How Joining a Community of Writers Changed Me
This month our Rising Voices Fellows reflect on their experiences of the fellowship over the past year. Be sure to check the JWA blog each Tuesday for a new post from our fellows—and check out the great educational resources provided by our partner organization, Prozdor.
Before this year, I had always viewed writing as a solitary process. I wrote alone, revised little and only sought feedback after a piece was complete. Rising Voices has given me the gift of community both inside and outside of the Fellowship—writing has become a collaborative process and I and my work are better for it. I’ve learned three primary lessons in this area from my peers, from my teachers, from my editors, and from my friends.
Phone a Friend. I haven’t published anything in the last few months without at least one friend giving me comments; every time, I am prouder of the edited piece than I was of the original.
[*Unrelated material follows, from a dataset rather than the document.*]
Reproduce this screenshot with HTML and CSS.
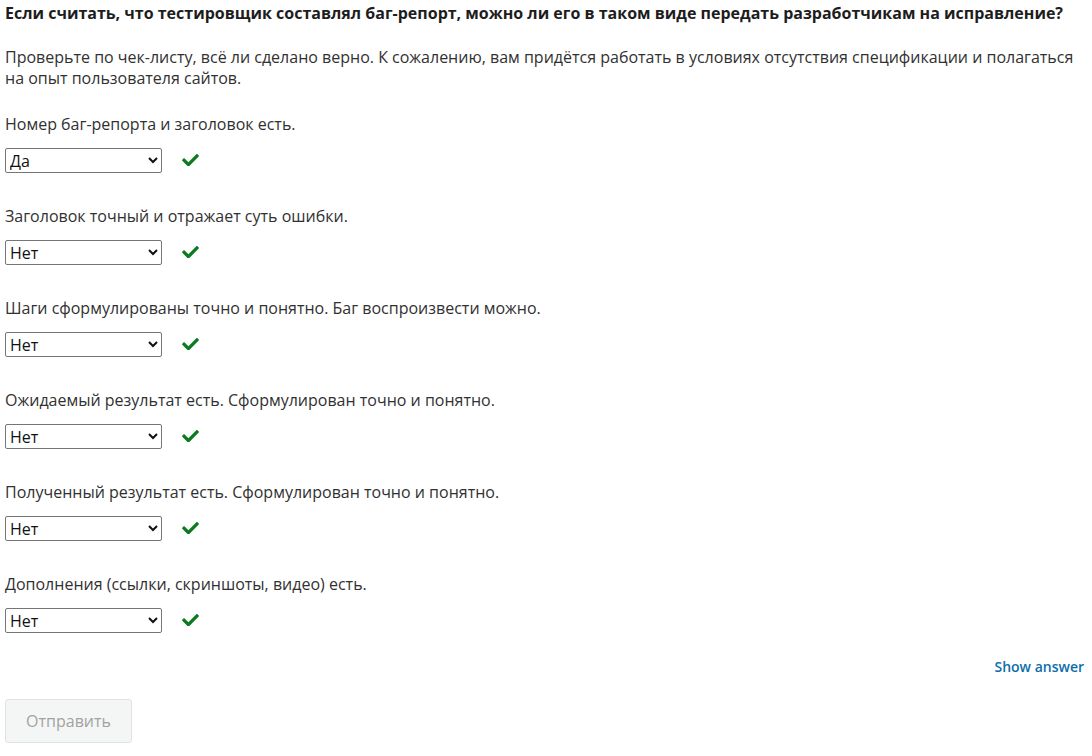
FILE: index.html
```html
<!DOCTYPE html>
<html lang="ru">
<head>
<meta charset="utf-8">
<link rel="stylesheet" href="styles.css">
</head>
<body>
<div class="problem">
  <h3 class="title">Если считать, что тестировщик составлял баг-репорт, можно ли его в таком виде передать разработчикам на исправление?</h3>
  <p class="intro">Проверьте по чек-листу, всё ли сделано верно. К сожалению, вам придётся работать в условиях отсутствия спецификации и полагаться на опыт пользователя сайтов.</p>

  <div class="item">
    <p class="label">Номер баг-репорта и заголовок есть.</p>
    <div class="row">
      <select class="choice"><option>Да</option><option>Нет</option></select>
      <svg class="check" viewBox="0 66 512 378" width="17" height="12.5"><path d="M173.9 439.4l-166.4-166.4c-10-10-10-26.2 0-36.2l36.2-36.2c10-10 26.2-10 36.2 0L192 312.7 432.1 72.6c10-10 26.2-10 36.2 0l36.2 36.2c10 10 10 26.2 0 36.2l-294.4 294.4c-10 10-26.2 10-36.2 0z"/></svg>
    </div>
  </div>

  <div class="item">
    <p class="label">Заголовок точный и отражает суть ошибки.</p>
    <div class="row">
      <select class="choice"><option>Нет</option><option>Да</option></select>
      <svg class="check" viewBox="0 66 512 378" width="17" height="12.5"><path d="M173.9 439.4l-166.4-166.4c-10-10-10-26.2 0-36.2l36.2-36.2c10-10 26.2-10 36.2 0L192 312.7 432.1 72.6c10-10 26.2-10 36.2 0l36.2 36.2c10 10 10 26.2 0 36.2l-294.4 294.4c-10 10-26.2 10-36.2 0z"/></svg>
    </div>
  </div>

  <div class="item">
    <p class="label">Шаги сформулированы точно и понятно. Баг воспроизвести можно.</p>
    <div class="row">
      <select class="choice"><option>Нет</option><option>Да</option></select>
      <svg class="check" viewBox="0 66 512 378" width="17" height="12.5"><path d="M173.9 439.4l-166.4-166.4c-10-10-10-26.2 0-36.2l36.2-36.2c10-10 26.2-10 36.2 0L192 312.7 432.1 72.6c10-10 26.2-10 36.2 0l36.2 36.2c10 10 10 26.2 0 36.2l-294.4 294.4c-10 10-26.2 10-36.2 0z"/></svg>
    </div>
  </div>

  <div class="item">
    <p class="label">Ожидаемый результат есть. Сформулирован точно и понятно.</p>
    <div class="row">
      <select class="choice"><option>Нет</option><option>Да</option></select>
      <svg class="check" viewBox="0 66 512 378" width="17" height="12.5"><path d="M173.9 439.4l-166.4-166.4c-10-10-10-26.2 0-36.2l36.2-36.2c10-10 26.2-10 36.2 0L192 312.7 432.1 72.6c10-10 26.2-10 36.2 0l36.2 36.2c10 10 10 26.2 0 36.2l-294.4 294.4c-10 10-26.2 10-36.2 0z"/></svg>
    </div>
  </div>

  <div class="item">
    <p class="label">Полученный результат есть. Сформулирован точно и понятно.</p>
    <div class="row">
      <select class="choice"><option>Нет</option><option>Да</option></select>
      <svg class="check" viewBox="0 66 512 378" width="17" height="12.5"><path d="M173.9 439.4l-166.4-166.4c-10-10-10-26.2 0-36.2l36.2-36.2c10-10 26.2-10 36.2 0L192 312.7 432.1 72.6c10-10 26.2-10 36.2 0l36.2 36.2c10 10 10 26.2 0 36.2l-294.4 294.4c-10 10-26.2 10-36.2 0z"/></svg>
    </div>
  </div>

  <div class="item">
    <p class="label">Дополнения (ссылки, скриншоты, видео) есть.</p>
    <div class="row">
      <select class="choice"><option>Нет</option><option>Да</option></select>
      <svg class="check" viewBox="0 66 512 378" width="17" height="12.5"><path d="M173.9 439.4l-166.4-166.4c-10-10-10-26.2 0-36.2l36.2-36.2c10-10 26.2-10 36.2 0L192 312.7 432.1 72.6c10-10 26.2-10 36.2 0l36.2 36.2c10 10 10 26.2 0 36.2l-294.4 294.4c-10 10-26.2 10-36.2 0z"/></svg>
    </div>
  </div>

  <div class="actions">
    <a class="show" href="#">Show answer</a>
  </div>
  <button class="submit" disabled>Отправить</button>
</div>
</body>
</html>
```
FILE: styles.css
```css
html, body {
  margin: 0;
  padding: 0;
  background: #fff;
}
body {
  font-family: "Open Sans", "Noto Sans", sans-serif;
  color: #313131;
  font-size: 16px;
  line-height: 21px;
}
.problem {
  padding: 3px 5px 0 5px;
}
.title {
  margin: 0;
  font-size: 16px;
  font-weight: 700;
  line-height: 21px;
  color: #1d1d1d;
}
.intro {
  margin: 23px 0 0 0;
  color: #313131;
}
.item {
  margin-top: 25px;
}
.item + .item {
  margin-top: 33px;
}
.label {
  margin: 0;
}
.row {
  display: flex;
  align-items: center;
  gap: 20px;
  margin-top: 13px;
}
.choice {
  width: 157px;
  height: 25px;
  margin: 0;
  font-family: "Open Sans", "Noto Sans", sans-serif;
  font-size: 16px;
  color: #111;
  border: 1px solid #767676;
  border-radius: 2px;
  background: #fff;
}
.check {
  display: block;
  fill: #0b7a22;
  margin-top: -1px;
}
.actions {
  display: flex;
  justify-content: flex-end;
  margin-top: 23px;
  padding-right: 3px;
}
.show {
  color: #0c6eac;
  font-weight: 600;
  font-size: 14px;
  text-decoration: none;
}
.submit {
  margin-top: 22px;
  width: 127px;
  height: 44px;
  font-family: "Open Sans", "Noto Sans", sans-serif;
  font-size: 16px;
  color: #a2a2a2;
  background: #f4f6f6;
  border: 1px solid #e1e3e3;
  border-radius: 3px;
}
```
A fresh set of eyes is crucial in catching inconsistencies, spelling errors, and gaps in your reasoning. I remember a particular post in which I used a term that was familiar to me, but not commonly used—my peer editor was crucial in catching it, and the definition was vital to the point I made in the piece.
With all the writing I have done recently, every time I ask a friend to edit me, they ask a question that I had never considered, and force me to confront new perspectives. They point out questions that I hadn’t realized I was answering, so I can answer them better, and ask new questions to broaden my scope.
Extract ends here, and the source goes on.